Dans le sentiment reconnaissant que, si ce temps meilleur vient un jour, si loin qu’il puisse être encore, les efforts auxquels vous consacrez vos jours auront quelque peu contribué à l’amener, permettez-moi d’attirer une fois encore votre attention sur le beau fruit de votre travail à vous aussi : laissez-vous conduire une fois encore à la haute communauté d’esprits vraiment religieux, qui a vrai dire est actuellement dispersée et presque invisible, dont l’esprit cependant exerce son action partout où, même quelques-uns seulement, sont réunis au nom de la Divinité[1]. Qu’y a-t-il là qui puisse ne pas vous remplir [233] d’admiration et d’estime, vous, amis et respectueux admirateurs de tout ce qui est beau et bon ! Ils forment entre eux une académie de prêtres. La religion, qui est pour eux ce qu’il y a de plus haut, chacun d’entre eux la pratique ainsi qu’on traite un art et un objet d’étude ; en vue de quoi elle impartit à chacun un lot personnel qu’elle tire de sa richesse infinie.

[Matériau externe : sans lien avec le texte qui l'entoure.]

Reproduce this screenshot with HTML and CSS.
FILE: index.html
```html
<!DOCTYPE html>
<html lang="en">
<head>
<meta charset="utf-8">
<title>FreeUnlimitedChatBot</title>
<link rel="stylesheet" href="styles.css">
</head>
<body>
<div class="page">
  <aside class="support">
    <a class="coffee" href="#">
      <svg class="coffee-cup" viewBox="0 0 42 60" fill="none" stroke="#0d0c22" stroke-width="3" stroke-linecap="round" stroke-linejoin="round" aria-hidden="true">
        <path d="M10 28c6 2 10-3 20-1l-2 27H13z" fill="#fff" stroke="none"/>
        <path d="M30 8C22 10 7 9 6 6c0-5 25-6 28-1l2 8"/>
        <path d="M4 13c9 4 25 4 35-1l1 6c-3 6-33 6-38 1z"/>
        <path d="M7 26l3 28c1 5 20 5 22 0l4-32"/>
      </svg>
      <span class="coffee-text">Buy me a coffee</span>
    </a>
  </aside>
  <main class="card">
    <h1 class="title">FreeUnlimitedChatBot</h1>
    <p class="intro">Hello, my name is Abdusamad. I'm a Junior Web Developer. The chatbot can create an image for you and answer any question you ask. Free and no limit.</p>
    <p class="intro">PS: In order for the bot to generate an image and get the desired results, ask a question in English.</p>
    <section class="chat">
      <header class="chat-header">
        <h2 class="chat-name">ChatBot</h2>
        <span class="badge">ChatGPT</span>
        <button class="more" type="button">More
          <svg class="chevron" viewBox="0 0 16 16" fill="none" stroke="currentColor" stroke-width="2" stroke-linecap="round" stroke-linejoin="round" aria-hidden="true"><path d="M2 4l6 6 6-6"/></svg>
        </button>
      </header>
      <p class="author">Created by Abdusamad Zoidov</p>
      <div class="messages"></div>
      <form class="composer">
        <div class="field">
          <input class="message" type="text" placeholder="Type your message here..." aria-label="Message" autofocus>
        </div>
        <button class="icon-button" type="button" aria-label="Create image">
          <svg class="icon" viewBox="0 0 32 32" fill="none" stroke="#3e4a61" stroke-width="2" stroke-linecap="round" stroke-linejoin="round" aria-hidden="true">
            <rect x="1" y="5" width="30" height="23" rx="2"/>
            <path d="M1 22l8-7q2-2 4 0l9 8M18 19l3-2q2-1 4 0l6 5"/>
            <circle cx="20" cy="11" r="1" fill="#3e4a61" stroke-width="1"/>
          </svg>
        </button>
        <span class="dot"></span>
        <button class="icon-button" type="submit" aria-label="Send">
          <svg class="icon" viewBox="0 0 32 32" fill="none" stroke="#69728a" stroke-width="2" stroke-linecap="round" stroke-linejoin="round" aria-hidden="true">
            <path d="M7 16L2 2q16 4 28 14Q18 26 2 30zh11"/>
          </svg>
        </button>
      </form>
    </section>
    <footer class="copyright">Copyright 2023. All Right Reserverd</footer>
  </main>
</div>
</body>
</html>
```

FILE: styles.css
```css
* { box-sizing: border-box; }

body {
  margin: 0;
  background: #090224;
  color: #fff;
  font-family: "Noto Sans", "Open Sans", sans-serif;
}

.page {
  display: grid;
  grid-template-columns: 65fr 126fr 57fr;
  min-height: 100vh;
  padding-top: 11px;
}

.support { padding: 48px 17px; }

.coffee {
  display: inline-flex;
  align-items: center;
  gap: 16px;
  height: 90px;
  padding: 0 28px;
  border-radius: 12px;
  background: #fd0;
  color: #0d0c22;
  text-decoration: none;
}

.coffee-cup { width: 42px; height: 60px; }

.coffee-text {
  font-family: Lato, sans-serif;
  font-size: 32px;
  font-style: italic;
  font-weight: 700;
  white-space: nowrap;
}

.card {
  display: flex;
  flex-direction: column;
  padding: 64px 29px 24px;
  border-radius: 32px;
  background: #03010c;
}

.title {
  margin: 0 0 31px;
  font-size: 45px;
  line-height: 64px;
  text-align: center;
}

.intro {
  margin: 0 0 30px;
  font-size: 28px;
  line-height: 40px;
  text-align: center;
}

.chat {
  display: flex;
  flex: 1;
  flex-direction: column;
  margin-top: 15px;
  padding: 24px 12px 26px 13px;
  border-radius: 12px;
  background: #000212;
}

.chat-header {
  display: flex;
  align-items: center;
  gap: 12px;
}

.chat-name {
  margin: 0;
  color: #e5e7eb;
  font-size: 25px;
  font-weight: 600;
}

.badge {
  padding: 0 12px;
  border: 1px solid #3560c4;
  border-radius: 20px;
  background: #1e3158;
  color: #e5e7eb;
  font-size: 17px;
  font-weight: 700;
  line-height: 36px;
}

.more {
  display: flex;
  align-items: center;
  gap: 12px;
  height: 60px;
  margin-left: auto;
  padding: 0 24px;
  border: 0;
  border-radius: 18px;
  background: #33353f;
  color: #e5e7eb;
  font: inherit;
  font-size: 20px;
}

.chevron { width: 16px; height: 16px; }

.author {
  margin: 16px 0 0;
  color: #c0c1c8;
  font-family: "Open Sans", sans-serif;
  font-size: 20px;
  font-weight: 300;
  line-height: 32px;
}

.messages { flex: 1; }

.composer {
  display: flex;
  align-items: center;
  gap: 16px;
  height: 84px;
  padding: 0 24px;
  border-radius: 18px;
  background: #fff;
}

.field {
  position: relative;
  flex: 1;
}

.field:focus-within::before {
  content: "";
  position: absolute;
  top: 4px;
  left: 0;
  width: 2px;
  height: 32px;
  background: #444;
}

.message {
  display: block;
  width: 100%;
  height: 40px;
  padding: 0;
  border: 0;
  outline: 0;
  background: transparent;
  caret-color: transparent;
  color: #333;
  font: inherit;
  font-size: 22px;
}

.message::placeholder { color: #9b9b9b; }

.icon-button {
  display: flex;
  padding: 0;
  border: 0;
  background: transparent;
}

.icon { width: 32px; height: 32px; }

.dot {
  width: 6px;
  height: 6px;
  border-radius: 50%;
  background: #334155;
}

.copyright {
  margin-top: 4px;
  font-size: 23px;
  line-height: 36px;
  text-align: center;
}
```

Au sens général qui s’adapte à tout ce qui rentre dans le domaine sacré de la religion chacun joint, comme il convient à des artistes, l’aspiration à parvenir à la perfection dans une de ses sections particulières ; une noble émulation règne, et le désir de produire quelque chose de digne d’une telle assemblée engage chacun à s’assimiler loyalement et avec zèle tout ce qui rentre dans son domaine délimité. Cela, un cœur pur le conserve, un esprit

  1. S’inspire de Matthieu XVIII, 20.